┌─ SOURCE MATERIAL
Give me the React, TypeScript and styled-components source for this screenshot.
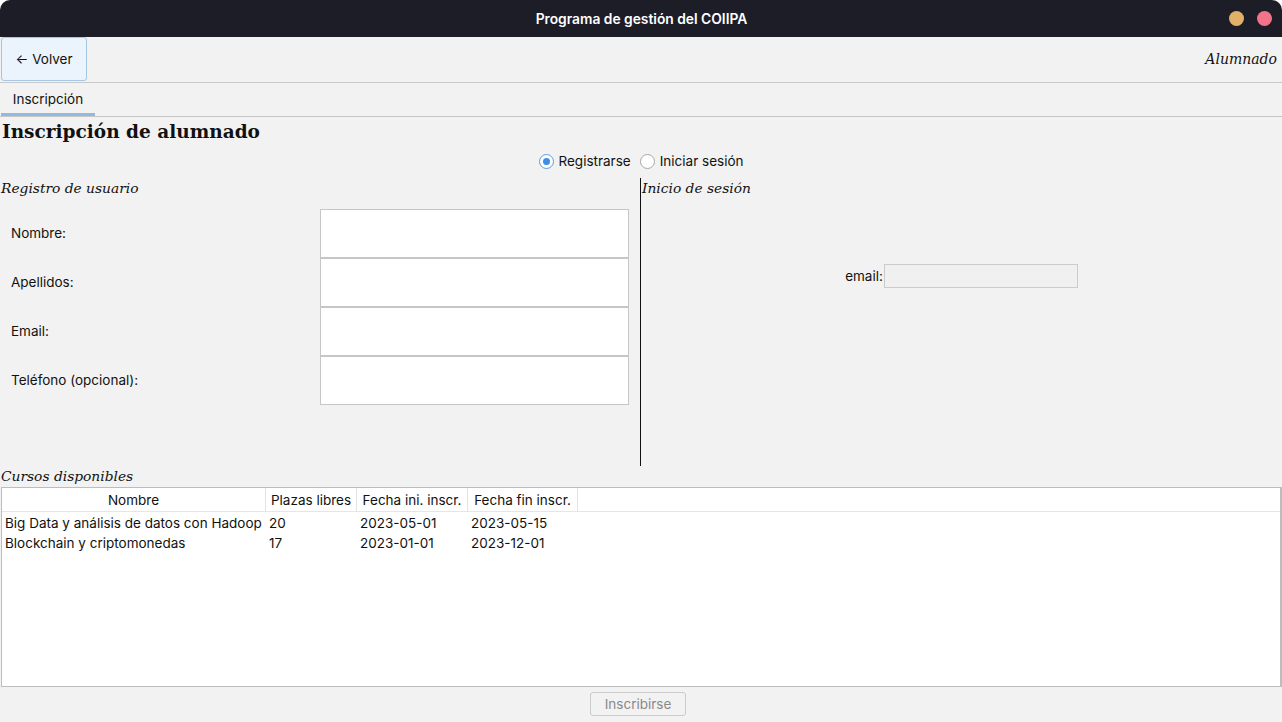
import React from "react";
import styled, { createGlobalStyle } from "styled-components";

const Global = createGlobalStyle`
  html, body { margin: 0; padding: 0; background: #ffffff; }
  body { font-family: Inter, "Noto Sans", sans-serif; }
  * { box-sizing: border-box; }
`;

const SANS = `Inter, "Noto Sans", sans-serif`;
const SERIF = `"DejaVu Serif", "Liberation Serif", serif`;
const FS = "13.5px";

const Window = styled.div`
  width: 1282px;
  height: 722px;
  background: #f2f2f2;
  display: flex;
  flex-direction: column;
  border-radius: 10px 10px 0 0;
  overflow: hidden;
`;

const TitleBar = styled.div`
  height: 37px;
  flex: none;
  background: #1d1d28;
  display: flex;
  align-items: center;
  justify-content: center;
  position: relative;
  color: #ffffff;
  font-family: ${SANS};
  font-weight: 600;
  font-size: 13.8px;
  padding-left: 1px;
`;

const Dots = styled.div`
  position: absolute;
  right: 10px;
  top: 11px;
  display: flex;
  gap: 13px;
`;

const Dot = styled.span<{ $c: string }>`
  width: 15px;
  height: 15px;
  border-radius: 50%;
  background: ${(p) => p.$c};
`;

const Toolbar = styled.div`
  height: 46px;
  flex: none;
  display: flex;
  align-items: flex-start;
  justify-content: space-between;
  border-bottom: 1px solid #c9c9c9;
  padding: 0 5px 0 1px;
`;

const BackButton = styled.button`
  width: 86px;
  height: 44px;
  margin: 0;
  background: #ebf3fc;
  border: 1px solid #a6c6e6;
  border-radius: 3px;
  font-family: ${SANS};
  font-size: ${FS};
  color: #111;
  padding: 0 0 1px 0;
`;

const RoleLabel = styled.span`
  font-family: ${SERIF};
  font-style: italic;
  font-size: 14px;
  line-height: 44px;
  color: #111;
`;

const TabBar = styled.div`
  height: 34px;
  flex: none;
  display: flex;
  border-bottom: 1px solid #c6c6c6;
  padding-left: 1px;
`;

const Tab = styled.div`
  width: 94px;
  display: flex;
  align-items: center;
  justify-content: center;
  font-family: ${SANS};
  font-size: ${FS};
  color: #111;
  border-bottom: 3px solid #92b9e0;
  padding-top: 2px;
`;

const Content = styled.div`
  flex: 1;
  display: flex;
  flex-direction: column;
`;

const Heading = styled.h1`
  margin: 0;
  padding: 2px 0 0 2px;
  height: 29px;
  font-family: ${SERIF};
  font-weight: bold;
  font-size: 18.5px;
  line-height: 26px;
  color: #111;
`;

const RadioRow = styled.div`
  height: 32px;
  display: flex;
  justify-content: center;
  align-items: center;
  gap: 9px;
  font-family: ${SANS};
  font-size: ${FS};
  color: #111;
  padding-bottom: 2px;
`;

const RadioOption = styled.label`
  display: flex;
  align-items: center;
  gap: 5px;
`;

const RadioCircle = styled.span<{ $on?: boolean }>`
  width: 15px;
  height: 15px;
  border-radius: 50%;
  border: 1px solid ${(p) => (p.$on ? "#5a9be0" : "#a8a8a8")};
  background: #fff;
  display: flex;
  align-items: center;
  justify-content: center;
  &::after {
    content: "";
    width: 7px;
    height: 7px;
    border-radius: 50%;
    background: ${(p) => (p.$on ? "#3d8ee6" : "transparent")};
  }
`;

const Panels = styled.div`
  height: 288px;
  display: grid;
  grid-template-columns: 640px 1fr;
`;

const LeftPanel = styled.div`
  display: flex;
  flex-direction: column;
`;

const RightPanel = styled.div`
  border-left: 1px solid #111;
  display: flex;
  flex-direction: column;
`;

const SectionTitle = styled.div`
  font-family: ${SERIF};
  font-style: italic;
  font-size: 13.8px;
  color: #111;
  height: 20px;
  line-height: 20px;
  padding-left: 1px;
`;

const Form = styled.div`
  margin-top: 11px;
  display: flex;
  flex-direction: column;
`;

const FieldRow = styled.div`
  display: grid;
  grid-template-columns: 320px 309px;
  height: 49px;
  align-items: center;
`;

const FieldLabel = styled.span`
  font-family: ${SANS};
  font-size: ${FS};
  color: #111;
  padding-left: 11px;
  padding-bottom: 1px;
`;

const TextBox = styled.div`
  height: 49px;
  background: #fff;
  border: 1px solid #c6c6c6;
`;

const LoginRow = styled.div`
  margin-top: 66px;
  display: flex;
  align-items: center;
  justify-content: center;
  gap: 1px;
  font-family: ${SANS};
  font-size: ${FS};
  color: #111;
  padding-right: 0px;
`;

const LoginInput = styled.div`
  width: 194px;
  height: 24px;
  background: #f0f0f0;
  border: 1px solid #cbcbcb;
`;

const TableCaption = styled.div`
  font-family: ${SERIF};
  font-style: italic;
  font-size: 13.8px;
  color: #111;
  height: 21px;
  line-height: 20px;
  padding-left: 1px;
`;

const TableBox = styled.div`
  height: 200px;
  margin: 0 0 0 1px;
  background: #fff;
  border: 1px solid #bdbdbd;
  border-right-width: 2px;
  font-family: ${SANS};
  font-size: ${FS};
  color: #111;
`;

const cols = "264px 91px 111px 110px 1fr";

const HeaderRow = styled.div`
  display: grid;
  grid-template-columns: ${cols};
  height: 24px;
  border-bottom: 1px solid #e6e6e6;
`;

const HeaderCell = styled.div<{ $last?: boolean }>`
  display: flex;
  align-items: center;
  justify-content: center;
  border-right: ${(p) => (p.$last ? "none" : "1px solid #e3e3e3")};
`;

const Body = styled.div`
  padding-top: 1px;
`;

const Row = styled.div`
  display: grid;
  grid-template-columns: ${cols};
  height: 20px;
  align-items: center;
`;

const Cell = styled.div`
  padding-left: 3px;
  white-space: nowrap;
`;

const Footer = styled.div`
  flex: 1;
  display: flex;
  justify-content: center;
  align-items: center;
  padding-bottom: 2px;
  padding-right: 6px;
`;

const SubmitButton = styled.button`
  width: 96px;
  height: 24px;
  background: #f2f2f2;
  border: 1px solid #cbcbcb;
  border-radius: 3px;
  font-family: ${SANS};
  font-size: ${FS};
  color: #8a8a8a;
  padding: 0;
`;

const fields = ["Nombre:", "Apellidos:", "Email:", "Teléfono (opcional):"];
const courses = [
  ["Big Data y análisis de datos con Hadoop", "20", "2023-05-01", "2023-05-15"],
  ["Blockchain y criptomonedas", "17", "2023-01-01", "2023-12-01"],
];
const headers = ["Nombre", "Plazas libres", "Fecha ini. inscr.", "Fecha fin inscr."];

export default function App() {
  return (
    <>
      <Global />
      <Window>
        <TitleBar>
          Programa de gestión del COIIPA
          <Dots>
            <Dot $c="#e3b06a" />
            <Dot $c="#f2738a" />
          </Dots>
        </TitleBar>
        <Toolbar>
          <BackButton>← Volver</BackButton>
          <RoleLabel>Alumnado</RoleLabel>
        </Toolbar>
        <TabBar>
          <Tab>Inscripción</Tab>
        </TabBar>
        <Content>
          <Heading>Inscripción de alumnado</Heading>
          <RadioRow>
            <RadioOption>
              <RadioCircle $on />
              Registrarse
            </RadioOption>
            <RadioOption>
              <RadioCircle />
              Iniciar sesión
            </RadioOption>
          </RadioRow>
          <Panels>
            <LeftPanel>
              <SectionTitle>Registro de usuario</SectionTitle>
              <Form>
                {fields.map((f) => (
                  <FieldRow key={f}>
                    <FieldLabel>{f}</FieldLabel>
                    <TextBox />
                  </FieldRow>
                ))}
              </Form>
            </LeftPanel>
            <RightPanel>
              <SectionTitle>Inicio de sesión</SectionTitle>
              <LoginRow>
                email:
                <LoginInput />
              </LoginRow>
            </RightPanel>
          </Panels>
          <TableCaption>Cursos disponibles</TableCaption>
          <TableBox>
            <HeaderRow>
              {headers.map((h) => (
                <HeaderCell key={h}>{h}</HeaderCell>
              ))}
              <HeaderCell $last />
            </HeaderRow>
            <Body>
              {courses.map((c) => (
                <Row key={c[0]}>
                  {c.map((v, i) => (
                    <Cell key={i}>{v}</Cell>
                  ))}
                </Row>
              ))}
            </Body>
          </TableBox>
          <Footer>
            <SubmitButton disabled>Inscribirse</SubmitButton>
          </Footer>
        </Content>
      </Window>
    </>
  );
}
└─
# WHAT IS NEEDED:
Return every line above in which the string "React" occurs.

# EXERCISE OUTPUT:
Give me the React, TypeScript and styled-components source for this screenshot.
import React from "react";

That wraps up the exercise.